→ Exercise description: Write out the data below exactly as given, without any of its pictures.
>> BEGIN
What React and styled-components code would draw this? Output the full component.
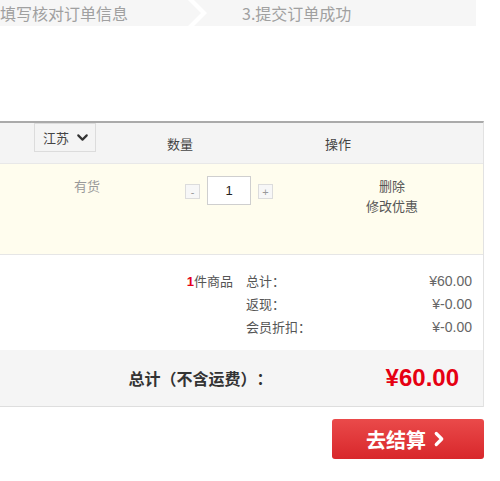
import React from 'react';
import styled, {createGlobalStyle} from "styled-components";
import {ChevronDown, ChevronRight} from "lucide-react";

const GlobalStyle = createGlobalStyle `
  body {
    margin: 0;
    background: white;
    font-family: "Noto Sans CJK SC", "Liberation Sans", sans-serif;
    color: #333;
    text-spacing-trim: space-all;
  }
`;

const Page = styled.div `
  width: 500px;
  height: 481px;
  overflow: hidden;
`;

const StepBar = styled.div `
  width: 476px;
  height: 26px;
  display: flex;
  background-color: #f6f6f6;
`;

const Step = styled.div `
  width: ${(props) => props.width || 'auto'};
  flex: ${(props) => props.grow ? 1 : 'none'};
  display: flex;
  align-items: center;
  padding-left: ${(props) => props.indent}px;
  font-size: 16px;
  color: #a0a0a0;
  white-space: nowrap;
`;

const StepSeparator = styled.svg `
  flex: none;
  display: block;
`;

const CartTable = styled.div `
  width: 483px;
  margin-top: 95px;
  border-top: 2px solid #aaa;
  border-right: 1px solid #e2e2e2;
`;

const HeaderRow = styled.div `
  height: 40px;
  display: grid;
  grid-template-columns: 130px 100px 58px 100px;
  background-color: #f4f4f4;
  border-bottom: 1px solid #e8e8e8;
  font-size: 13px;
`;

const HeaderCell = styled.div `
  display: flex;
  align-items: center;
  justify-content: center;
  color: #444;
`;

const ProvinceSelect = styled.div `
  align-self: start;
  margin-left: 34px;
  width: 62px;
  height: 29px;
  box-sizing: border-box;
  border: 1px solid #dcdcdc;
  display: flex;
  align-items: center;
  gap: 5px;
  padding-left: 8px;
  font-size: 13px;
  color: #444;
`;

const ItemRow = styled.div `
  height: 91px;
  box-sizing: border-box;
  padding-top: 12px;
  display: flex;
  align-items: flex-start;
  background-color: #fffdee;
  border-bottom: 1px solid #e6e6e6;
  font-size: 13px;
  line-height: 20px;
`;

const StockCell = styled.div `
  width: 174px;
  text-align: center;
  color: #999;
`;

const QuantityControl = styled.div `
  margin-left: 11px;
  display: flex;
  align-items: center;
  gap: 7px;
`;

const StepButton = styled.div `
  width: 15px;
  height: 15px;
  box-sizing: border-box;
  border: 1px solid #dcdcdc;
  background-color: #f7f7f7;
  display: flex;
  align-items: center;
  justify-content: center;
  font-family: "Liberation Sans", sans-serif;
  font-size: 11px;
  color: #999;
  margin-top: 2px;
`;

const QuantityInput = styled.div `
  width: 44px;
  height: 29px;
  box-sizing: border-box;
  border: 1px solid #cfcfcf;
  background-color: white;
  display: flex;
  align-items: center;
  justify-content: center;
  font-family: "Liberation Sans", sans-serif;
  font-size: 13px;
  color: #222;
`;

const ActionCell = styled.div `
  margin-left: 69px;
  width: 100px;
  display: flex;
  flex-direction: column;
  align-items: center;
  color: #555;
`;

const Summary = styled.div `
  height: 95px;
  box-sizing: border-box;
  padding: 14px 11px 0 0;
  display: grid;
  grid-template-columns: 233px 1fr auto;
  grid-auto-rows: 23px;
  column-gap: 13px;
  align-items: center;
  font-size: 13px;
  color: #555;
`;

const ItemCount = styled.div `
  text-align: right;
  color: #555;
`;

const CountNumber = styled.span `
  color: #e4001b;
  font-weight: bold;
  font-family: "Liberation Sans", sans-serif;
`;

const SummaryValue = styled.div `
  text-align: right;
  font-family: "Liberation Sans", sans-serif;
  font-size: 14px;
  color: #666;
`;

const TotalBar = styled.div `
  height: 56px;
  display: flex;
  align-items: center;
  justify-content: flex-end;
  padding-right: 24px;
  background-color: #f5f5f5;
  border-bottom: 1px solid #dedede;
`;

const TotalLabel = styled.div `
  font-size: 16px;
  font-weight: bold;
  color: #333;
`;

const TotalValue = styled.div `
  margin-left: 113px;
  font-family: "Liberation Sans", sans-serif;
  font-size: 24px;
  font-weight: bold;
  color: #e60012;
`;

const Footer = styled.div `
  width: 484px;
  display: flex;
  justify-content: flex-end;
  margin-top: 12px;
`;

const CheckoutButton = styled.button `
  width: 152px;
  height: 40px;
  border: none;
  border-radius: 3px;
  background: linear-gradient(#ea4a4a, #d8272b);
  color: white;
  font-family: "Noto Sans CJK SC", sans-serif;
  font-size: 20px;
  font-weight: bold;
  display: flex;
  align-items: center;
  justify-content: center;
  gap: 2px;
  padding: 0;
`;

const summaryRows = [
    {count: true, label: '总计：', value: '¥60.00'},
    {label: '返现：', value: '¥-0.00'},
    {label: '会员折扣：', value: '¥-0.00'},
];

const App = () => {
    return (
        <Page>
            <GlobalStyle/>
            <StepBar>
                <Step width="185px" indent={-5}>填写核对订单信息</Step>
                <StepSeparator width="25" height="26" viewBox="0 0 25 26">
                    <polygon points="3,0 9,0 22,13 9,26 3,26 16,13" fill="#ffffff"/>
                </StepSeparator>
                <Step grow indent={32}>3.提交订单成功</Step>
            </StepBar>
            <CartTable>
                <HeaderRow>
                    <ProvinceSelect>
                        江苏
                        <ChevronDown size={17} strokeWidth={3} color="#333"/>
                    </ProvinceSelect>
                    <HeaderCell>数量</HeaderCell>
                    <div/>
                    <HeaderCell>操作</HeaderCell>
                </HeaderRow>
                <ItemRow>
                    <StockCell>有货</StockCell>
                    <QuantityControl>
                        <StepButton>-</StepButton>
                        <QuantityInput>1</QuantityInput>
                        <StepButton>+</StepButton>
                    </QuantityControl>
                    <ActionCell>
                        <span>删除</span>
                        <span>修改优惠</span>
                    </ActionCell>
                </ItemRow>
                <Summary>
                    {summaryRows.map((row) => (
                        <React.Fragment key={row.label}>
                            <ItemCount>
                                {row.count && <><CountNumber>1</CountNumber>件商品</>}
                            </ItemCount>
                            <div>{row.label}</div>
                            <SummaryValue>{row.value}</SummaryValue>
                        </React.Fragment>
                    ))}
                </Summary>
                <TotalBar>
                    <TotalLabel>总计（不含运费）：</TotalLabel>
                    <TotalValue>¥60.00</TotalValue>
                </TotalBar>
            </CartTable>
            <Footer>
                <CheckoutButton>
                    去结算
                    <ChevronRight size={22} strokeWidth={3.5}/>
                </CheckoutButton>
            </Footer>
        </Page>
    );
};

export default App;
>> END
→ Expected output:
What React and styled-components code would draw this? Output the full component.
import React from 'react';
import styled, {createGlobalStyle} from "styled-components";
import {ChevronDown, ChevronRight} from "lucide-react";

const GlobalStyle = createGlobalStyle `
  body {
    margin: 0;
    background: white;
    font-family: "Noto Sans CJK SC", "Liberation Sans", sans-serif;
    color: #333;
    text-spacing-trim: space-all;
  }
`;

const Page = styled.div `
  width: 500px;
  height: 481px;
  overflow: hidden;
`;

const StepBar = styled.div `
  width: 476px;
  height: 26px;
  display: flex;
  background-color: #f6f6f6;
`;

const Step = styled.div `
  width: ${(props) => props.width || 'auto'};
  flex: ${(props) => props.grow ? 1 : 'none'};
  display: flex;
  align-items: center;
  padding-left: ${(props) => props.indent}px;
  font-size: 16px;
  color: #a0a0a0;
  white-space: nowrap;
`;

const StepSeparator = styled.svg `
  flex: none;
  display: block;
`;

const CartTable = styled.div `
  width: 483px;
  margin-top: 95px;
  border-top: 2px solid #aaa;
  border-right: 1px solid #e2e2e2;
`;

const HeaderRow = styled.div `
  height: 40px;
  display: grid;
  grid-template-columns: 130px 100px 58px 100px;
  background-color: #f4f4f4;
  border-bottom: 1px solid #e8e8e8;
  font-size: 13px;
`;

const HeaderCell = styled.div `
  display: flex;
  align-items: center;
  justify-content: center;
  color: #444;
`;

const ProvinceSelect = styled.div `
  align-self: start;
  margin-left: 34px;
  width: 62px;
  height: 29px;
  box-sizing: border-box;
  border: 1px solid #dcdcdc;
  display: flex;
  align-items: center;
  gap: 5px;
  padding-left: 8px;
  font-size: 13px;
  color: #444;
`;

const ItemRow = styled.div `
  height: 91px;
  box-sizing: border-box;
  padding-top: 12px;
  display: flex;
  align-items: flex-start;
  background-color: #fffdee;
  border-bottom: 1px solid #e6e6e6;
  font-size: 13px;
  line-height: 20px;
`;

const StockCell = styled.div `
  width: 174px;
  text-align: center;
  color: #999;
`;

const QuantityControl = styled.div `
  margin-left: 11px;
  display: flex;
  align-items: center;
  gap: 7px;
`;

const StepButton = styled.div `
  width: 15px;
  height: 15px;
  box-sizing: border-box;
  border: 1px solid #dcdcdc;
  background-color: #f7f7f7;
  display: flex;
  align-items: center;
  justify-content: center;
  font-family: "Liberation Sans", sans-serif;
  font-size: 11px;
  color: #999;
  margin-top: 2px;
`;

const QuantityInput = styled.div `
  width: 44px;
  height: 29px;
  box-sizing: border-box;
  border: 1px solid #cfcfcf;
  background-color: white;
  display: flex;
  align-items: center;
  justify-content: center;
  font-family: "Liberation Sans", sans-serif;
  font-size: 13px;
  color: #222;
`;

const ActionCell = styled.div `
  margin-left: 69px;
  width: 100px;
  display: flex;
  flex-direction: column;
  align-items: center;
  color: #555;
`;

const Summary = styled.div `
  height: 95px;
  box-sizing: border-box;
  padding: 14px 11px 0 0;
  display: grid;
  grid-template-columns: 233px 1fr auto;
  grid-auto-rows: 23px;
  column-gap: 13px;
  align-items: center;
  font-size: 13px;
  color: #555;
`;

const ItemCount = styled.div `
  text-align: right;
  color: #555;
`;

const CountNumber = styled.span `
  color: #e4001b;
  font-weight: bold;
  font-family: "Liberation Sans", sans-serif;
`;

const SummaryValue = styled.div `
  text-align: right;
  font-family: "Liberation Sans", sans-serif;
  font-size: 14px;
  color: #666;
`;

const TotalBar = styled.div `
  height: 56px;
  display: flex;
  align-items: center;
  justify-content: flex-end;
  padding-right: 24px;
  background-color: #f5f5f5;
  border-bottom: 1px solid #dedede;
`;

const TotalLabel = styled.div `
  font-size: 16px;
  font-weight: bold;
  color: #333;
`;

const TotalValue = styled.div `
  margin-left: 113px;
  font-family: "Liberation Sans", sans-serif;
  font-size: 24px;
  font-weight: bold;
  color: #e60012;
`;

const Footer = styled.div `
  width: 484px;
  display: flex;
  justify-content: flex-end;
  margin-top: 12px;
`;

const CheckoutButton = styled.button `
  width: 152px;
  height: 40px;
  border: none;
  border-radius: 3px;
  background: linear-gradient(#ea4a4a, #d8272b);
  color: white;
  font-family: "Noto Sans CJK SC", sans-serif;
  font-size: 20px;
  font-weight: bold;
  display: flex;
  align-items: center;
  justify-content: center;
  gap: 2px;
  padding: 0;
`;

const summaryRows = [
    {count: true, label: '总计：', value: '¥60.00'},
    {label: '返现：', value: '¥-0.00'},
    {label: '会员折扣：', value: '¥-0.00'},
];

const App = () => {
    return (
        <Page>
            <GlobalStyle/>
            <StepBar>
                <Step width="185px" indent={-5}>填写核对订单信息</Step>
                <StepSeparator width="25" height="26" viewBox="0 0 25 26">
                    <polygon points="3,0 9,0 22,13 9,26 3,26 16,13" fill="#ffffff"/>
                </StepSeparator>
                <Step grow indent={32}>3.提交订单成功</Step>
            </StepBar>
            <CartTable>
                <HeaderRow>
                    <ProvinceSelect>
                        江苏
                        <ChevronDown size={17} strokeWidth={3} color="#333"/>
                    </ProvinceSelect>
                    <HeaderCell>数量</HeaderCell>
                    <div/>
                    <HeaderCell>操作</HeaderCell>
                </HeaderRow>
                <ItemRow>
                    <StockCell>有货</StockCell>
                    <QuantityControl>
                        <StepButton>-</StepButton>
                        <QuantityInput>1</QuantityInput>
                        <StepButton>+</StepButton>
                    </QuantityControl>
                    <ActionCell>
                        <span>删除</span>
                        <span>修改优惠</span>
                    </ActionCell>
                </ItemRow>
                <Summary>
                    {summaryRows.map((row) => (
                        <React.Fragment key={row.label}>
                            <ItemCount>
                                {row.count && <><CountNumber>1</CountNumber>件商品</>}
                            </ItemCount>
                            <div>{row.label}</div>
                            <SummaryValue>{row.value}</SummaryValue>
                        </React.Fragment>
                    ))}
                </Summary>
                <TotalBar>
                    <TotalLabel>总计（不含运费）：</TotalLabel>
                    <TotalValue>¥60.00</TotalValue>
                </TotalBar>
            </CartTable>
            <Footer>
                <CheckoutButton>
                    去结算
                    <ChevronRight size={22} strokeWidth={3.5}/>
                </CheckoutButton>
            </Footer>
        </Page>
    );
};

export default App;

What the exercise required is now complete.